Art Pavilion M / Studio Ossidiana
Text description provided by the architects. Three Floating Rooms / Art Pavilion M. started as an invited competition for a museum of Land Art and Multimedia in October 2020, promoted by the city of Almere, a city in the Netherlands built in the 1980s, a ‘new town’ in Flevoland. Flevoland is the 12th and last province of the Netherlands, the result of the largest ‘reclamation’ work in the world. It is an area that was once the Zuider sea – the inner sea of the Netherlands, and that was transformed into agricultural land in the 1920s. Built on the waters of Weerwater in Almere, Art Pavilion M. opened during the horticultural expo Floriade in spring 2022.
In this context, we imagined the museum and its outside areas as a sequence of three tangential rings: The ‘Port’, the ‘Stage’, and the ‘Observatory’. The Port encircles a water plaza, to be curated and cultivated, where art can be displayed, music played, and birds and plants observed from the ring. Like a port, barges may dock its outer perimeter, and visitors can arrive by boat. It functions as a public space on the water when the museum is closed, where one can swim or fish, and as a promenade to the museum during opening hours. The Stage, a second circle, is the terrace of the museum, within the ring. Docked along the perimeter, it becomes the outdoor terrace of the museum.

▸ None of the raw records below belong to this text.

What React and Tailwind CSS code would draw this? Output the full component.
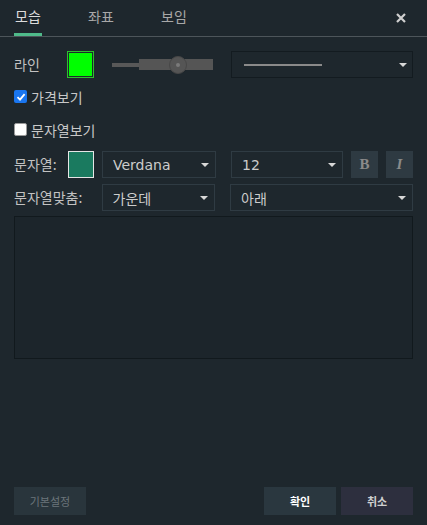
import React from "react";

function Caret() {
  return (
    <svg width="8" height="4" viewBox="0 0 8 4" className="shrink-0">
      <polygon points="0,0 8,0 4,4" fill="#d8d8d8" />
    </svg>
  );
}

function Select({ w, children, border = "border-[#2f3b43]" }) {
  return (
    <div
      className={`${w} h-[27px] border ${border} flex items-center justify-between pl-[10px] pr-[6px] text-[14px] text-[#cccccc]`}
    >
      <span className="leading-none">{children}</span>
      <Caret />
    </div>
  );
}

export default function App() {
  return (
    <div className="w-[427px] h-[525px] bg-[#1e272d] flex flex-col font-['Noto_Sans_CJK_KR',sans-serif] text-[#c2c2c2] overflow-hidden">
      {/* header */}
      <div className="h-[37px] border-b border-[#4d555a] flex items-start shrink-0">
        <div className="ml-[14px] flex gap-[45px] h-[36px]">
          <div className="h-[36px] w-[28px] border-b-[3px] border-[#4fba8a] flex items-start justify-center pt-[6px] text-[14px] leading-[20px] text-[#dcdcdc]">
            모습
          </div>
          <div className="h-[36px] w-[28px] flex items-start justify-center pt-[6px] text-[14px] leading-[20px] text-[#a8a8a8]">
            좌표
          </div>
          <div className="h-[36px] w-[28px] flex items-start justify-center pt-[6px] text-[14px] leading-[20px] text-[#a8a8a8]">
            보임
          </div>
        </div>
        <div className="ml-auto mr-[21px] mt-[13px]">
          <svg width="10" height="10" viewBox="0 0 10 10">
            <path d="M1 1 L9 9 M9 1 L1 9" stroke="#d0d0d0" strokeWidth="2.2" />
          </svg>
        </div>
      </div>

      {/* body */}
      <div className="flex flex-col px-[14px] pt-[14px] flex-1">
        {/* row line */}
        <div className="h-[27px] flex items-center">
          <div className="w-[53px] text-[14px]">라인</div>
          <div className="w-[27px] h-[27px] border border-[#2fc02f] p-[1px] bg-[#1e272d]">
            <div className="w-full h-full bg-[#00ff00]" />
          </div>
          <div className="ml-[18px] w-[101px] h-[18px] relative flex items-center">
            <div className="w-[27px] h-[4px] bg-[#585858]" />
            <div className="flex-1 h-[11px] bg-[#555555]" />
            <div className="absolute left-[57px] top-0 w-[18px] h-[18px] rounded-full bg-[#555555] border border-[#474747] flex items-center justify-center">
              <div className="w-[4px] h-[4px] rounded-full bg-[#7a7a7a]" />
            </div>
          </div>
          <div className="ml-[18px] w-[182px] h-[27px] border border-[#131b20] flex items-center justify-between pl-[12px] pr-[5px]">
            <div className="w-[78px] h-[2px] bg-[#8a8a8a]" />
            <Caret />
          </div>
        </div>

        {/* checkbox 1 */}
        <div className="mt-[10px] h-[17px] flex items-center gap-[4px]">
          <div className="w-[13px] h-[13px] rounded-[2px] bg-[#1a76f0] flex items-center justify-center">
            <svg width="10" height="10" viewBox="0 0 10 10">
              <path d="M1.5 5.2 L4 7.6 L8.6 2.2" stroke="#ffffff" strokeWidth="1.8" fill="none" />
            </svg>
          </div>
          <span className="text-[14px] leading-none text-[#c8c8c8]">가격보기</span>
        </div>

        {/* checkbox 2 */}
        <div className="mt-[16px] h-[17px] flex items-center gap-[4px]">
          <div className="w-[13px] h-[13px] rounded-[2px] bg-white border border-[#9a9a9a]" />
          <span className="text-[14px] leading-none text-[#c8c8c8]">문자열보기</span>
        </div>

        {/* text row */}
        <div className="mt-[13px] h-[27px] flex items-center">
          <div className="w-[54px] text-[14px]">문자열:</div>
          <div className="w-[26px] h-[27px] border border-[#e6e6e6] bg-[#1a7a5f]" />
          <div className="ml-[8px]">
            <Select w="w-[114px]">
              <span className="font-['DejaVu_Sans',sans-serif] text-[14px]">Verdana</span>
            </Select>
          </div>
          <div className="ml-[15px]">
            <Select w="w-[112px]">
              <span className="font-['DejaVu_Sans',sans-serif] text-[14px]">12</span>
            </Select>
          </div>
          <div className="ml-[8px] w-[27px] h-[27px] bg-[#2e3a42] flex items-center justify-center font-['Liberation_Serif',serif] font-bold text-[15px] text-[#8a8a8a]">
            B
          </div>
          <div className="ml-[8px] w-[27px] h-[27px] bg-[#2e3a42] flex items-center justify-center font-['Liberation_Serif',serif] italic font-bold text-[15px] text-[#8a8a8a]">
            I
          </div>
        </div>

        {/* align row */}
        <div className="mt-[6px] h-[27px] flex items-center">
          <div className="w-[88px] text-[14px]">문자열맞춤:</div>
          <Select w="w-[114px]">가운데</Select>
          <div className="ml-[15px]">
            <Select w="w-[183px]">아래</Select>
          </div>
        </div>

        {/* text area */}
        <div className="mt-[5px] w-[399px] h-[143px] border border-[#11191d] bg-[#1c252b]" />
      </div>

      {/* footer */}
      <div className="px-[14px] pb-[10px] flex items-center shrink-0">
        <div className="w-[72px] h-[28px] bg-[#29353c] flex items-center justify-center text-[11px] text-[#6c767b]">
          기본설정
        </div>
        <div className="ml-auto w-[72px] h-[28px] bg-[#2a373f] flex items-center justify-center text-[11px] font-bold text-white">
          확인
        </div>
        <div className="ml-[5px] w-[72px] h-[28px] bg-[#2d2f3e] flex items-center justify-center text-[11px] font-bold text-[#cfcfcf]">
          취소
        </div>
      </div>
    </div>
  );
}
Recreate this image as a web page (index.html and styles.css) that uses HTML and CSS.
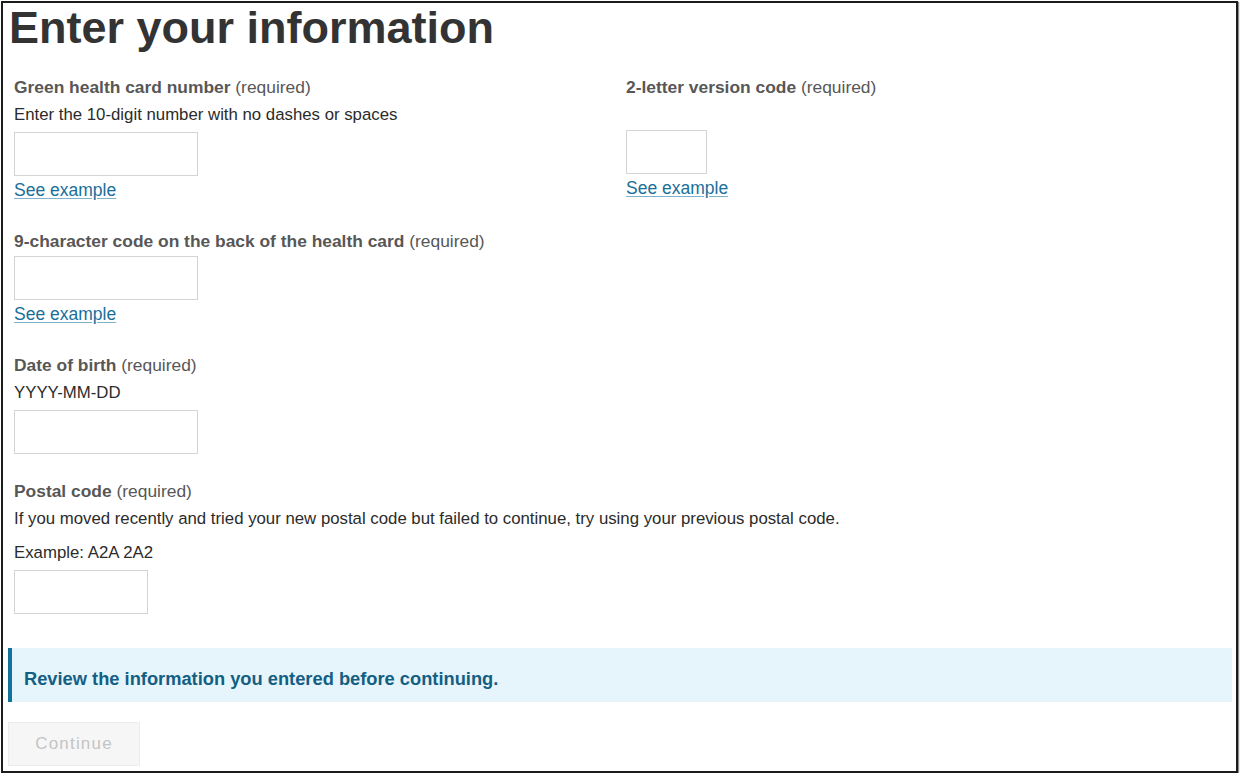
FILE: index.html
```html
<!DOCTYPE html>
<html lang="en">
<head>
    <meta charset="UTF-8">
    <meta name="viewport" content="width=device-width, initial-scale=1.0">
    <title>Enter your information</title>
    <link rel="stylesheet" href="styles.css">
</head>
<body>
    <div class="frame">
        <h1>Enter your information</h1>

        <form class="card-form" onsubmit="return false;">
            <div class="form-row">
                <div class="field">
                    <label for="cardNumber">Green health card number <span class="req">(required)</span></label>
                    <p class="hint">Enter the 10-digit number with no dashes or spaces</p>
                    <input type="text" id="cardNumber" class="input-wide">
                    <a class="example-link" href="#">See example</a>
                </div>
                <div class="field">
                    <label for="versionCode">2-letter version code <span class="req">(required)</span></label>
                    <div class="hint-space"></div>
                    <input type="text" id="versionCode" class="input-tiny">
                    <a class="example-link" href="#">See example</a>
                </div>
            </div>

            <div class="field stacked">
                <label for="backCode">9-character code on the back of the health card <span class="req">(required)</span></label>
                <input type="text" id="backCode" class="input-wide">
                <a class="example-link" href="#">See example</a>
            </div>

            <div class="field stacked">
                <label for="dob">Date of birth <span class="req">(required)</span></label>
                <p class="hint">YYYY-MM-DD</p>
                <input type="text" id="dob" class="input-wide">
            </div>

            <div class="field stacked field-postal">
                <label for="postal">Postal code <span class="req">(required)</span></label>
                <p class="hint">If you moved recently and tried your new postal code but failed to continue, try using your previous postal code.</p>
                <p class="hint hint-example">Example: A2A 2A2</p>
                <input type="text" id="postal" class="input-small">
            </div>

            <div class="notice">Review the information you entered before continuing.</div>

            <button type="submit" class="continue-btn" disabled>Continue</button>
        </form>
    </div>
</body>
</html>
```

FILE: styles.css
```css
body {
    margin: 0;
    background: #fff;
    font-family: "Liberation Sans", Arial, Helvetica, sans-serif;
    color: #333;
}
.frame {
    box-sizing: border-box;
    width: 1237px;
    height: 772px;
    margin: 1px 0 0 1px;
    padding: 0 4px 0 5px;
    border: 2px solid #1c1c1c;
    box-shadow: 1px 1px 1px rgba(0, 0, 0, 0.45);
    background: #fff;
}
h1 {
    margin: 0;
    padding-left: 1px;
    font-size: 45px;
    line-height: 50px;
    font-weight: bold;
    color: #333;
}
.card-form {
    margin-top: 23px;
}
.form-row {
    display: grid;
    grid-template-columns: 612px 1fr;
    align-items: start;
}
.field {
    display: flex;
    flex-direction: column;
    align-items: flex-start;
    padding-left: 6px;
}
.stacked {
    margin-top: 29px;
}
.field-postal {
    margin-top: 26px;
}
label {
    display: block;
    margin-bottom: 4px;
    font-size: 17.4px;
    line-height: 22px;
    font-weight: bold;
    color: #575757;
}
.req {
    font-weight: normal;
}
.hint {
    margin: 2px 0 6px;
    font-size: 16.8px;
    line-height: 22px;
    color: #2b2b2b;
}
.hint-example {
    margin-top: 6px;
}
.hint-space {
    height: 28px;
}
input[type="text"] {
    box-sizing: border-box;
    height: 44px;
    margin: 0;
    padding: 6px 10px;
    border: 1px solid #d4d4d4;
    border-radius: 0;
    background: #fff;
    font: inherit;
    outline: none;
}
.input-wide {
    width: 184px;
}
.input-tiny {
    width: 81px;
}
.input-small {
    width: 134px;
}
.example-link {
    display: block;
    margin-top: 3px;
    font-size: 17.5px;
    line-height: 22px;
    color: #1a6f9a;
    text-decoration: underline;
    text-decoration-color: #7fb3cc;
    text-underline-offset: 2px;
}
.notice {
    box-sizing: border-box;
    height: 54px;
    margin-top: 34px;
    padding: 8px 12px 0;
    display: flex;
    align-items: center;
    border-left: 4px solid #127399;
    background: #e6f4fb;
    font-size: 18.3px;
    font-weight: bold;
    color: #135f84;
}
.continue-btn {
    display: block;
    width: 132px;
    height: 44px;
    margin-top: 20px;
    padding: 0;
    border: 1px solid #ececec;
    background: #f6f6f6;
    color: #c4c4c4;
    font-family: inherit;
    font-size: 17px;
    letter-spacing: 1.2px;
    cursor: default;
}
```
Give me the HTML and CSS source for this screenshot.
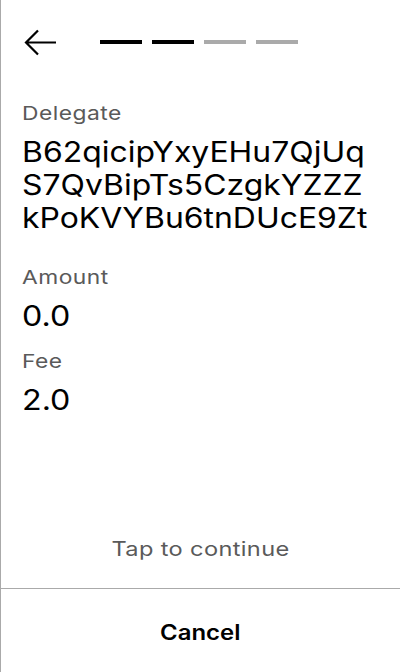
FILE: index.html
```html
<!DOCTYPE html>
<html>
<head>
<meta charset="utf-8">
<link rel="stylesheet" href="styles.css">
</head>
<body>
<div class="screen">
  <header class="top">
    <svg class="back" width="34" height="28" viewBox="0 0 34 28">
      <path d="M33 13.5H3M15 1.5L3 13.5L15 25.5" fill="none" stroke="#000" stroke-width="2.2"/>
    </svg>
    <div class="steps">
      <span class="step on"></span>
      <span class="step on"></span>
      <span class="step"></span>
      <span class="step"></span>
    </div>
  </header>
  <main class="content">
    <div class="label">Delegate</div>
    <div class="value addr"><span class="line">B62qicipYxyEHu7QjUq</span><span class="line">S7QvBipTs5CzgkYZZZ</span><span class="line">kPoKVYBu6tnDUcE9Zt</span></div>
    <div class="label">Amount</div>
    <div class="value">0.0</div>
    <div class="label">Fee</div>
    <div class="value">2.0</div>
  </main>
  <div class="tap">Tap to continue</div>
  <footer class="cancel"><span class="cancel-text">Cancel</span></footer>
</div>
</body>
</html>
```
FILE: styles.css
```css
html, body {
  margin: 0;
  padding: 0;
  background: #fff;
}
body {
  font-family: Inter, "Noto Sans", sans-serif;
  color: #000;
}
.screen {
  width: 399px;
  height: 672px;
  border-left: 1px solid #aaa;
  display: flex;
  flex-direction: column;
  overflow: hidden;
}
.top {
  display: flex;
  align-items: center;
  padding: 29px 0 0 22px;
  height: 28px;
}
.back {
  display: block;
}
.steps {
  display: flex;
  gap: 10px;
  margin-left: 43px;
  margin-top: -3px;
}
.step {
  width: 42px;
  height: 4px;
  background: #aaa;
}
.step.on {
  background: #000;
}
.content {
  padding: 45px 20px 0 21px;
  flex: 1;
}
.label {
  width: max-content;
  font-size: 19px;
  line-height: 24px;
  color: #5a5a5a;
  letter-spacing: 0.4px;
  transform: scaleX(1.2);
  transform-origin: left center;
  margin-bottom: 10px;
}
.value {
  width: max-content;
  font-size: 28px;
  line-height: 33px;
  transform: scaleX(1.15);
  transform-origin: left center;
  margin-bottom: 17px;
}
.addr {
  transform: scaleX(1.14);
  margin-bottom: 31px;
}
.line {
  display: block;
}
.tap {
  text-align: center;
  font-size: 20px;
  color: #5a5a5a;
  line-height: 24px;
  letter-spacing: 0.3px;
  transform: scaleX(1.18);
  padding-bottom: 27px;
}
.cancel {
  border-top: 1px solid #aaa;
  height: 80px;
  padding-top: 3px;
  display: flex;
  align-items: center;
  justify-content: center;
  font-size: 21px;
  font-weight: 600;
}
.cancel-text {
  display: block;
  transform: scaleX(1.14);
}
```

While performing like the day-to-day museum’s terrace, the platform can become on special occasions a stage on water, a place for performances, concerts, or outdoor exhibitions. The Observatory is a lightweight timber and polycarbonate structure enclosing the exhibition rooms, reflecting and filtering the shades of the water and the surrounding vegetation like a greenhouse. It is fully enveloped by a curtain where cut-out shapes allow light to filter through in different ways, creating a facade made by light and is oriented on a north-south axis, following planetary alignments: the four windows look at the dawn and dusk axis of winter and summer solstices, while the roof is covered in shells, filtering rainwater, offering a buffet to the birds of Floriade.
We thought of the museum of land art and multimedia in Flevoland, as a place that could give the possibilities to display, interact and perform on water, to work as a port for art, but also literally as a port, where boats or other floating installations may dock, or inhibit its enclosed pond; a place that will remain public even when the museum is closed, becoming a place to be circumnavigated by canoes, or where to fish and swim in the summer and ice skate in winter.
The history of the region comes back in the materials, with the ‘Surf and Turf’ terrazzo, made with local shells and horticultural supplies, embedding narratives of the place in the materiality of the building.